Они этого не делают?
Насколько я знаю, нет. Они вне игры. Они ограничиваются общими словами о том, что верны обязательствам обеспечить безопасность Израиля. Ну, раз вы заботитесь о безопасности Израиля, примите меры, чтобы остановить большую войну. Причем война эта может задеть не только Израиль. Коль скоро мы говорим об угрозе региональной стабильности, а Иран, безусловно, такую угрозу несет – это может задеть Иорданию, Саудовскую Аравию. Египет, тут же ХАМАС в Газе зашевелится. Это война, развитие и последствия которой, сейчас никто предсказать не может, но очевидно, что такого безумия никто не хочет. Но если не хотите, то остановите пока не поздно.
Излишним оптимизмом вы не заражены.
Нет. Меня иногда ругают за то, что я якобы запугиваю. Но я не запугиваю, а просто смотрю фактам в лицо. И, к сожалению, общая картина далека от того, чтобы ее можно было назвать оптимистичной. Инцидент конца минувшей недели закончился, но в целом ситуация становится все более напряженной, и мы только в самом начале большого кризиса. Всем очевидно, кто именно может остановить развитие кризиса, но тот, кто может, этого не делает.
Вы член комиссии Кнессета по иностранным делам и обороне. С военной точки зрения Израиль готов к войне?
Да. Всегда можно быть готовыми лучше, но в целом – да, мы готовы.
Уроки 2006 года извлечены?
Вы знаете мое мнение о той войне. Я считаю, что можно было добиться гораздо лучшего военного результата.
Даже при том уровне готовности?
Даже при том уровне готовности. Там был провальный начальник генерального штаба, который потащил за собой политическое руководство страны по тупиковому пути и пришел к более, чем месячной войне. Можно было через две недели получить "картину победы". Я повторяю – этого можно было добиться за две недели. Сегодня ситуация совершенно иная. Нынешний начальник генерального штаба придерживается концепции быстрого завершения войны очевидной победой. Гади Айзенкот не стесняется говорить о том, что войну надо вести на территории противника, и это не стратегия Бен-Гуриона, это наша стратегия. Если начинается война, то ее надо закончить быстро, а для этого необходимо задействовать всю силу, которая есть. С этой точки зрения "Нерушимая скала" – это провал. Государство Израиль более 50 дней возилось с террористической организацией, наталкивалось на туннели, с которыми не знало, что делать. Это полный провал с военной точки зрения. И это вдвойне провал, учитывая, что речь идет об эпохе, последовавшей после Второй ливанской войны. Еще судья Виноград писал в отчете своей комиссии, что надо применять всю силу и активно. Гади Айзенкот в отсутствие оборонной доктрины ЦАХАЛа сам подготовил документ о принципах ведения войны.

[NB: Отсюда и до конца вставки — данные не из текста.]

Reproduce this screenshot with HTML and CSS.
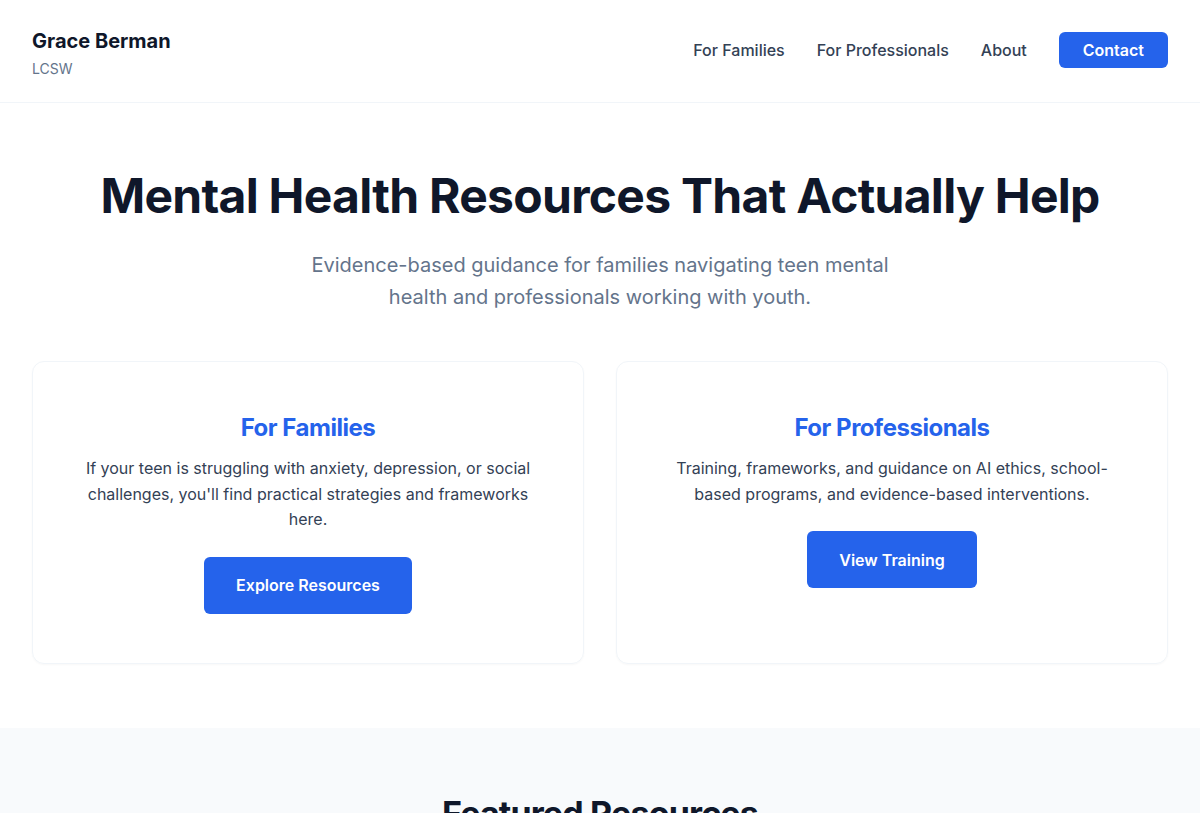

Кстати почему у нас нет оборонной доктрины?
Потому что написать ее должен премьер-министр. А он предпочитает говорить. Говорит, говорит, говорит. А документа нет.
Но почему?
Знаете, каждый раз, когда он меня видит на заседаниях, то уже знает, каким будет мой вопрос: "Что с оборонной доктриной?" Он говорит, что пишет, что будет, что вот-вот.
Как вы это объясняете?
Оборонная доктрина – это обязательная к исполнению вещь. Ей надо соответствовать, ее надо усовершенствовать, ее надо обсуждать. Наш премьер-министр предпочитает говорить, что он "мистер безопасность", и принимать решения, подобные тем, которые принимались во времена "Нерушимой скалы". Даже государственный контролер написал, что стратегия была провальной.
На министра обороны вы полагаетесь?
Да. У нас очень много разногласий, мы совершенно не из одного политического лагеря, но, встретив его в Кнессете после эскалации напряженности на севере, я подошел к нему и пожал руку. Абсолютно грамотное и точное управление конфликтной ситуацией. В целом при принятии оборонных решений Либерман опирается на армию и правильно делает, так как есть на кого опереться. Это и Гади Айзенкот, и его заместитель Авив Кохави, и генералы. Мудрость политического лидера проявляется в том, что он видит умных людей вокруг себя, советуется с ними и слушает их. Либерман это делает. У нас много разногласий. Я категорически не согласен с ним в вопросе смертной казни...
Из моральных соображений или практических?
Моральных, но в данном случае еще более практических. Смертная казнь не на благо безопасности Израиля, она вредит безопасности, она не борется с террором, а катализирует его. Но при этих разногласиях я должен сказать, что как министра обороны я Либермана высоко ценю.